══ STORED DATA ══
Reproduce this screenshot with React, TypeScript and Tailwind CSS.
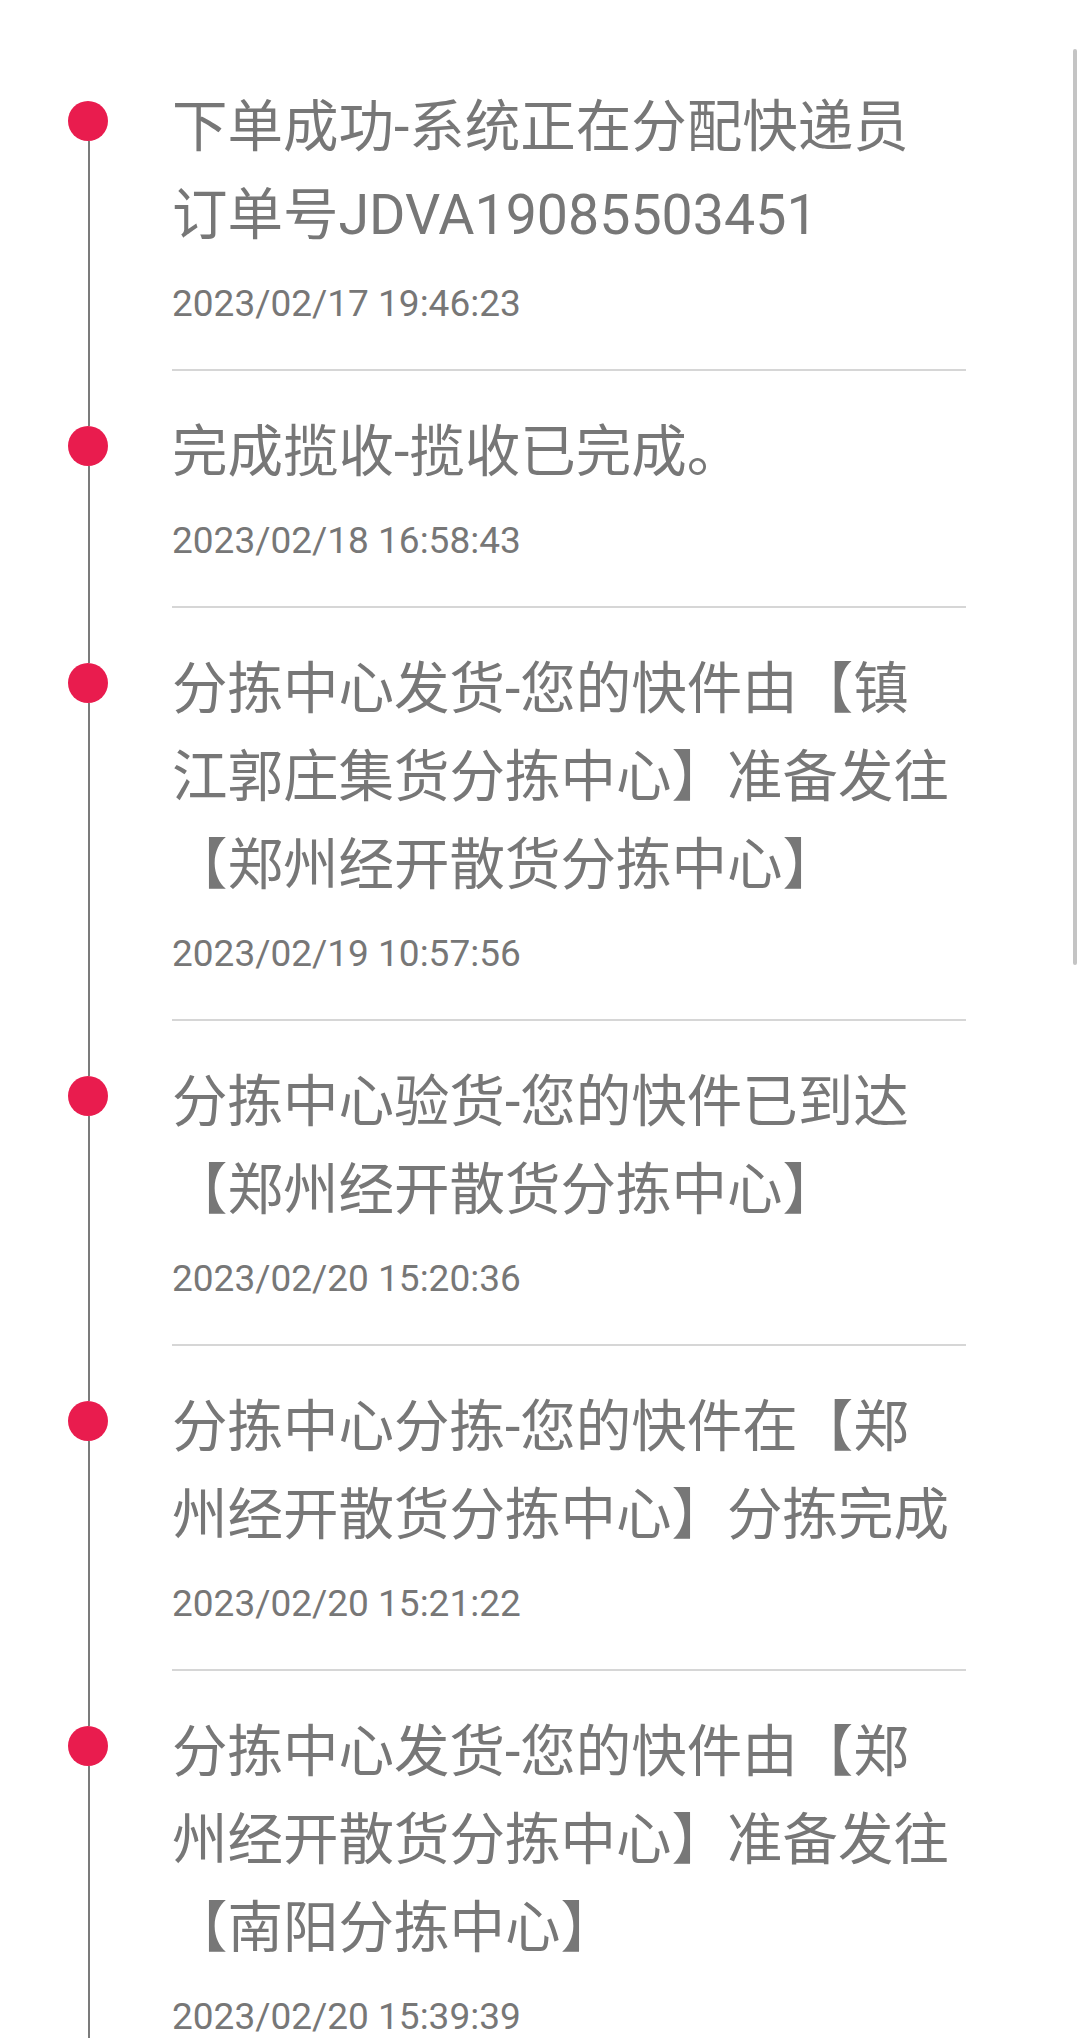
import React from "react";

type TrackNode = {
  desc: string;
  time: string;
};

const nodes: TrackNode[] = [
  { desc: "下单成功-系统正在分配快递员\n订单号JDVA19085503451", time: "2023/02/17 19:46:23" },
  { desc: "完成揽收-揽收已完成。", time: "2023/02/18 16:58:43" },
  { desc: "分拣中心发货-您的快件由【镇江郭庄集货分拣中心】准备发往【郑州经开散货分拣中心】", time: "2023/02/19 10:57:56" },
  { desc: "分拣中心验货-您的快件已到达【郑州经开散货分拣中心】", time: "2023/02/20 15:20:36" },
  { desc: "分拣中心分拣-您的快件在【郑州经开散货分拣中心】分拣完成", time: "2023/02/20 15:21:22" },
  { desc: "分拣中心发货-您的快件由【郑州经开散货分拣中心】准备发往【南阳分拣中心】", time: "2023/02/20 15:39:39" },
];

const TrackItem: React.FC<{ node: TrackNode; first: boolean }> = ({ node, first }) => {
  return (
    <div className="flex">
      {/* timeline rail */}
      <div className="flex w-[172px] shrink-0 flex-col pl-[68px]">
        <div className={`ml-[20px] h-[55px] w-[2px] ${first ? "bg-transparent" : "bg-[#7b7b7b]"}`} />
        <div className="h-[40px] w-[40px] rounded-full bg-[#e91c4e]" />
        <div className="ml-[20px] w-[2px] flex-1 bg-[#7b7b7b]" />
      </div>

      <div className="w-[794px] pt-[38px]">
        <p className="w-[785px] whitespace-pre-line text-[55.5px] leading-[88px] text-[#777777]">
          {node.desc}
        </p>
        <p className="mt-[22px] mb-[43px] text-[37px] leading-[44px] text-[#777777]">{node.time}</p>
        <div className="h-[2px] bg-[#d6d6d6]" />
      </div>
    </div>
  );
};

export default function App() {
  return (
    <div className="relative h-[2038px] w-[1080px] overflow-hidden bg-white font-[Roboto,'Noto_Sans_CJK_SC',sans-serif]">
      <div className="pt-[46px]">
        {nodes.map((node, i) => (
          <TrackItem key={i} node={node} first={i === 0} />
        ))}
      </div>

      {/* scroll indicator */}
      <div className="absolute right-[3px] top-[49px] h-[916px] w-[4px] rounded-full bg-[#c4c4c4]" />
    </div>
  );
}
═══
▶ **YOUR INSTRUCTIONS**:
Working from the lines above, reproduce the material exactly and exclude its pictures.

▶ **WORKED SOLUTION**:
Reproduce this screenshot with React, TypeScript and Tailwind CSS.
import React from "react";

type TrackNode = {
  desc: string;
  time: string;
};

const nodes: TrackNode[] = [
  { desc: "下单成功-系统正在分配快递员\n订单号JDVA19085503451", time: "2023/02/17 19:46:23" },
  { desc: "完成揽收-揽收已完成。", time: "2023/02/18 16:58:43" },
  { desc: "分拣中心发货-您的快件由【镇江郭庄集货分拣中心】准备发往【郑州经开散货分拣中心】", time: "2023/02/19 10:57:56" },
  { desc: "分拣中心验货-您的快件已到达【郑州经开散货分拣中心】", time: "2023/02/20 15:20:36" },
  { desc: "分拣中心分拣-您的快件在【郑州经开散货分拣中心】分拣完成", time: "2023/02/20 15:21:22" },
  { desc: "分拣中心发货-您的快件由【郑州经开散货分拣中心】准备发往【南阳分拣中心】", time: "2023/02/20 15:39:39" },
];

const TrackItem: React.FC<{ node: TrackNode; first: boolean }> = ({ node, first }) => {
  return (
    <div className="flex">
      {/* timeline rail */}
      <div className="flex w-[172px] shrink-0 flex-col pl-[68px]">
        <div className={`ml-[20px] h-[55px] w-[2px] ${first ? "bg-transparent" : "bg-[#7b7b7b]"}`} />
        <div className="h-[40px] w-[40px] rounded-full bg-[#e91c4e]" />
        <div className="ml-[20px] w-[2px] flex-1 bg-[#7b7b7b]" />
      </div>

      <div className="w-[794px] pt-[38px]">
        <p className="w-[785px] whitespace-pre-line text-[55.5px] leading-[88px] text-[#777777]">
          {node.desc}
        </p>
        <p className="mt-[22px] mb-[43px] text-[37px] leading-[44px] text-[#777777]">{node.time}</p>
        <div className="h-[2px] bg-[#d6d6d6]" />
      </div>
    </div>
  );
};

export default function App() {
  return (
    <div className="relative h-[2038px] w-[1080px] overflow-hidden bg-white font-[Roboto,'Noto_Sans_CJK_SC',sans-serif]">
      <div className="pt-[46px]">
        {nodes.map((node, i) => (
          <TrackItem key={i} node={node} first={i === 0} />
        ))}
      </div>

      {/* scroll indicator */}
      <div className="absolute right-[3px] top-[49px] h-[916px] w-[4px] rounded-full bg-[#c4c4c4]" />
    </div>
  );
}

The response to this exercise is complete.